While potential profits themselves would be an inappropriate measure of damages, projected return on the basis of development plans suitable to the property could be taken into account by experts, together with the other figures cited, in determining fair rental value. Of course, the weight to be given such projections as an element used in the determination of fair economic rent in the open market would be determined by the trier of fact. The majority errs, in our view, in measuring claimant’s damages by the actual rent reserved in claimant’s lease rather than by the fair value a lessor could be expected to receive as of the date of the taking (see Great Atlantic & Pacific Tea Co. v State of New York, 22 NY2d 75, 81, 85). Neither of the experts in the present case offered testimony as to the fair rental value of the property as it was during the period of the taking.
*91We would, therefore, remit the matter to the Court of Claims for a new trial.

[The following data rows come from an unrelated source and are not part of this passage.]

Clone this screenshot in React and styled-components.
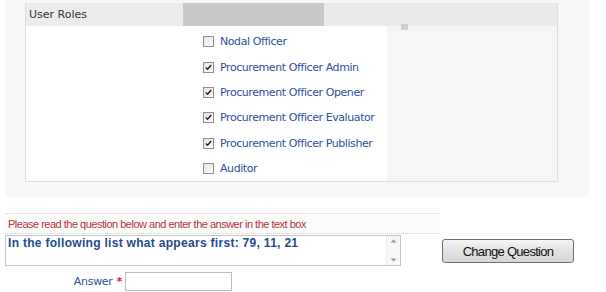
import React from "react";
import styled, { createGlobalStyle } from "styled-components";

const GlobalStyle = createGlobalStyle`
  html, body {
    margin: 0;
    padding: 0;
    background: #ffffff;
    font-family: "Liberation Sans", Arial, sans-serif;
  }
`;

const roles = [
  { name: "Nodal Officer", checked: false },
  { name: "Procurement Officer Admin", checked: true },
  { name: "Procurement Officer Opener", checked: true },
  { name: "Procurement Officer Evaluator", checked: true },
  { name: "Procurement Officer Publisher", checked: true },
  { name: "Auditor", checked: false },
];

const Page = styled.div`
  width: 606px;
  height: 292px;
  overflow: hidden;
`;

// grey rounded panel round the roles table
const Panel = styled.div`
  margin: 0 16px 0 5px;
  height: 198px;
  box-sizing: border-box;
  padding: 3px 32px 0 20px;
  background: #f7f7f7;
  border-radius: 0 0 7px 7px;
`;

const RolesTable = styled.div`
  border: 1px solid #dedede;
  border-top: none;
`;

const HeaderRow = styled.div`
  display: grid;
  grid-template-columns: 157px 141px 1fr;
  height: 22px;
  border-bottom: 1px solid #dedede;
`;

const HeaderLabel = styled.div`
  background: #ececec;
  color: #333333;
  font-family: "DejaVu Sans", Tahoma, sans-serif;
  font-size: 11px;
  line-height: 22px;
  padding: 1px 0 0 3px;
`;

const HeaderBlock = styled.div`
  background: #c9c9c9;
`;

const HeaderFill = styled.div`
  position: relative;
  background: #ebebeb;

  &::after {
    content: "";
    position: absolute;
    left: 77px;
    bottom: -4px;
    width: 7px;
    height: 6px;
    background: #cfcfcf;
  }
`;

const Body = styled.div`
  display: grid;
  grid-template-columns: 361px 1fr;
`;

const RoleList = styled.ul`
  list-style: none;
  margin: 0;
  padding: 3px 0 0 177px;
  background: #ffffff;
`;

const BodyFill = styled.div`
  background: #f6f6f6;
`;

const RoleItem = styled.li`
  display: flex;
  align-items: center;
  height: 25.4px;
`;

const Box = styled.span`
  display: inline-flex;
  align-items: center;
  justify-content: center;
  box-sizing: border-box;
  width: 11px;
  height: 11px;
  border: 1px solid #8e8e8e;
  background: linear-gradient(135deg, #e4e4e4, #ffffff);
  margin-right: 6px;
`;

const RoleName = styled.span`
  color: #2e4f9c;
  font-family: "DejaVu Sans", Tahoma, sans-serif;
  font-size: 11px;
  letter-spacing: -0.42px;
`;

const Bottom = styled.div`
  padding: 15px 0 0 5px;
`;

const QuestionRow = styled.div`
  display: flex;
  align-items: flex-start;
`;

const QuestionColumn = styled.div`
  width: 435px;
`;

const Instruction = styled.div`
  height: 19px;
  border-top: 1px dotted #cfcfcf;
  border-bottom: 1px dotted #cfcfcf;
  background: #fbfbfb;
  color: #b2353a;
  font-size: 11px;
  letter-spacing: -0.5px;
  line-height: 20px;
  padding-left: 3px;
`;

const QuestionBox = styled.div`
  display: flex;
  margin-top: 1px;
  width: 396px;
  height: 31px;
  box-sizing: border-box;
  border: 1px solid #c4c4c4;
  background: #ffffff;
`;

const QuestionText = styled.div`
  flex: 1;
  color: #1f4b8e;
  font-weight: bold;
  font-size: 12px;
  letter-spacing: 0.3px;
  padding: 0 0 0 2px;
`;

const ScrollBar = styled.div`
  width: 13px;
  display: flex;
  flex-direction: column;
  justify-content: space-between;
  align-items: center;
  padding: 3px 0;
  border-left: 1px solid #ececec;
  background: #f7f7f7;
`;

const ChangeButton = styled.button`
  margin: 26px 0 0 2px;
  width: 132px;
  height: 24px;
  border: 1px solid #6f6f6f;
  border-radius: 3px;
  background: linear-gradient(#f6f6f6, #e2e2e2 50%, #d6d6d6);
  color: #111111;
  font-family: "Liberation Sans", Arial, sans-serif;
  font-size: 13px;
  letter-spacing: -0.7px;
  padding: 0;
`;

const AnswerRow = styled.div`
  display: flex;
  align-items: center;
  margin-top: 6px;
`;

const AnswerLabel = styled.label`
  width: 120px;
  text-align: right;
  color: #2e4f9c;
  font-family: "DejaVu Sans", Tahoma, sans-serif;
  font-size: 11px;
  letter-spacing: -0.3px;
`;

const Required = styled.span`
  color: #d3262b;
  font-weight: bold;
  margin: 0 3px 0 4px;
`;

const AnswerInput = styled.input`
  width: 107px;
  height: 19px;
  box-sizing: border-box;
  border: 1px solid #bdbdbd;
  padding: 0 2px;
  margin: 0;
`;

function Check({ checked }) {
  return (
    <Box>
      {checked && (
        <svg width="7" height="7" viewBox="0 0 7 7">
          <path d="M0.8 3.4 L2.6 5.3 L6.2 1" fill="none" stroke="#222" strokeWidth="1.4" />
        </svg>
      )}
    </Box>
  );
}

function Arrow({ up }) {
  return (
    <svg width="7" height="4" viewBox="0 0 7 4">
      <path d={up ? "M0.5 3.5 L3.5 0.5 L6.5 3.5 Z" : "M0.5 0.5 L3.5 3.5 L6.5 0.5 Z"} fill="#9a9a9a" />
    </svg>
  );
}

export default function App() {
  return (
    <Page>
      <GlobalStyle />
      <Panel>
        <RolesTable>
          <HeaderRow>
            <HeaderLabel>User Roles</HeaderLabel>
            <HeaderBlock />
            <HeaderFill />
          </HeaderRow>
          <Body>
            <RoleList>
              {roles.map((r) => (
                <RoleItem key={r.name}>
                  <Check checked={r.checked} />
                  <RoleName>{r.name}</RoleName>
                </RoleItem>
              ))}
            </RoleList>
            <BodyFill />
          </Body>
        </RolesTable>
      </Panel>
      <Bottom>
        <QuestionRow>
          <QuestionColumn>
            <Instruction>Please read the question below and enter the answer in the text box</Instruction>
            <QuestionBox>
              <QuestionText>In the following list what appears first: 79, 11, 21</QuestionText>
              <ScrollBar>
                <Arrow up />
                <Arrow />
              </ScrollBar>
            </QuestionBox>
          </QuestionColumn>
          <ChangeButton type="button">Change Question</ChangeButton>
        </QuestionRow>
        <AnswerRow>
          <AnswerLabel>
            Answer<Required>*</Required>
          </AnswerLabel>
          <AnswerInput type="text" />
        </AnswerRow>
      </Bottom>
    </Page>
  );
}
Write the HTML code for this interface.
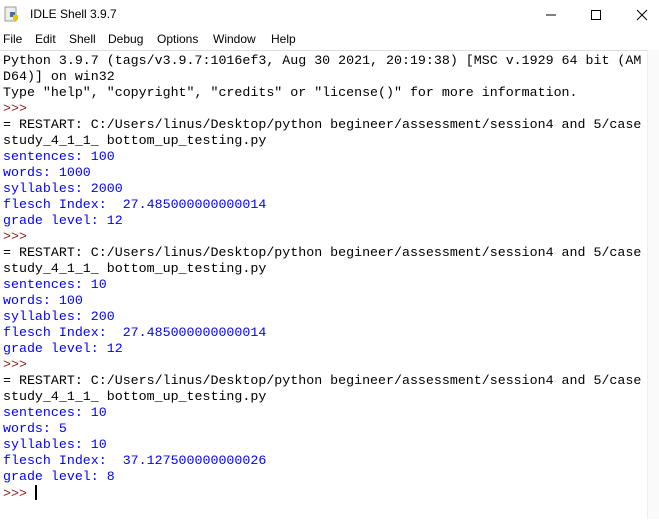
<!DOCTYPE html><html><head><style>
body{margin:0;width:659px;height:519px;background:#fff;overflow:hidden;position:relative;font-family:"Liberation Sans",sans-serif}
.t{position:absolute;left:30px;top:7px;font-size:12px;color:#000}
.m{position:absolute;top:32px;font-size:12px;color:#000}
.area{position:absolute;left:0;top:50px;width:647px;height:469px;border-top:1px solid #ddd}
.sb{position:absolute;left:647px;top:50px;width:12px;height:469px;background:#fafafa;border-left:1px solid #eee}
pre{position:absolute;left:3px;top:53px;margin:0;font-family:"Liberation Mono",monospace;font-size:13.3px;line-height:16px;color:#000}
.b{color:#0000ff}.r{color:#8b1a1a}
</style></head><body>
<svg style="position:absolute;left:4px;top:6px" width="16" height="16"><rect x="1" y="1" width="11" height="14" fill="#eee" stroke="#999"/><rect x="6" y="6" width="5" height="5" fill="#3a72b0"/><rect x="9" y="9" width="5" height="5" fill="#f5c400"/></svg>
<div class="t">IDLE Shell 3.9.7</div>
<svg style="position:absolute;left:546px;top:8px" width="110" height="14"><line x1="0" y1="7" x2="10" y2="7" stroke="#000"/><rect x="45.5" y="2.5" width="9" height="9" fill="none" stroke="#000"/><path d="M91 2L101 12M101 2L91 12" stroke="#000"/></svg>
<div class="m" style="left:3px">File</div><div class="m" style="left:35px">Edit</div><div class="m" style="left:69px">Shell</div><div class="m" style="left:108px">Debug</div><div class="m" style="left:157px">Options</div><div class="m" style="left:213px">Window</div><div class="m" style="left:271px">Help</div>
<div class="area"></div><div class="sb"></div>
<pre>Python 3.9.7 (tags/v3.9.7:1016ef3, Aug 30 2021, 20:19:38) [MSC v.1929 64 bit (AM
D64)] on win32
Type "help", "copyright", "credits" or "license()" for more information.
<span class="r">&gt;&gt;&gt;</span>
= RESTART: C:/Users/linus/Desktop/python begineer/assessment/session4 and 5/case
study_4_1_1_ bottom_up_testing.py
<span class="b">sentences: 100
words: 1000
syllables: 2000
flesch Index:  27.485000000000014
grade level: 12</span>
<span class="r">&gt;&gt;&gt;</span>
= RESTART: C:/Users/linus/Desktop/python begineer/assessment/session4 and 5/case
study_4_1_1_ bottom_up_testing.py
<span class="b">sentences: 10
words: 100
syllables: 200
flesch Index:  27.485000000000014
grade level: 12</span>
<span class="r">&gt;&gt;&gt;</span>
= RESTART: C:/Users/linus/Desktop/python begineer/assessment/session4 and 5/case
study_4_1_1_ bottom_up_testing.py
<span class="b">sentences: 10
words: 5
syllables: 10
flesch Index:  37.127500000000026
grade level: 8</span>
<span class="r">&gt;&gt;&gt;</span> <span style="display:inline-block;width:2px;height:15px;background:#000;vertical-align:-3px"></span></pre>
</body></html>
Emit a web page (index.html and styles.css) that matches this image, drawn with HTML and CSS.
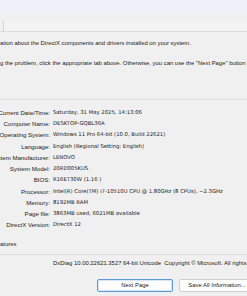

Koreman, P. J., Larkin and Herlihy, JJ., concur in Per Curiam opinion; Greenblott and Main, JJ., concur in part and dissent in part in an opinion by Greenblott, J.
Judgment reversed, on the law and the facts, without costs, and matter remitted to the Court of Claims with direction to take such further proceedings as it may deem appropriate and thereupon to award damages in the amount of all carrying costs and maintenance costs during the period of the easement less whatever sum the claimant received from the security deposit provided by chapter 691 of the Laws of 1966.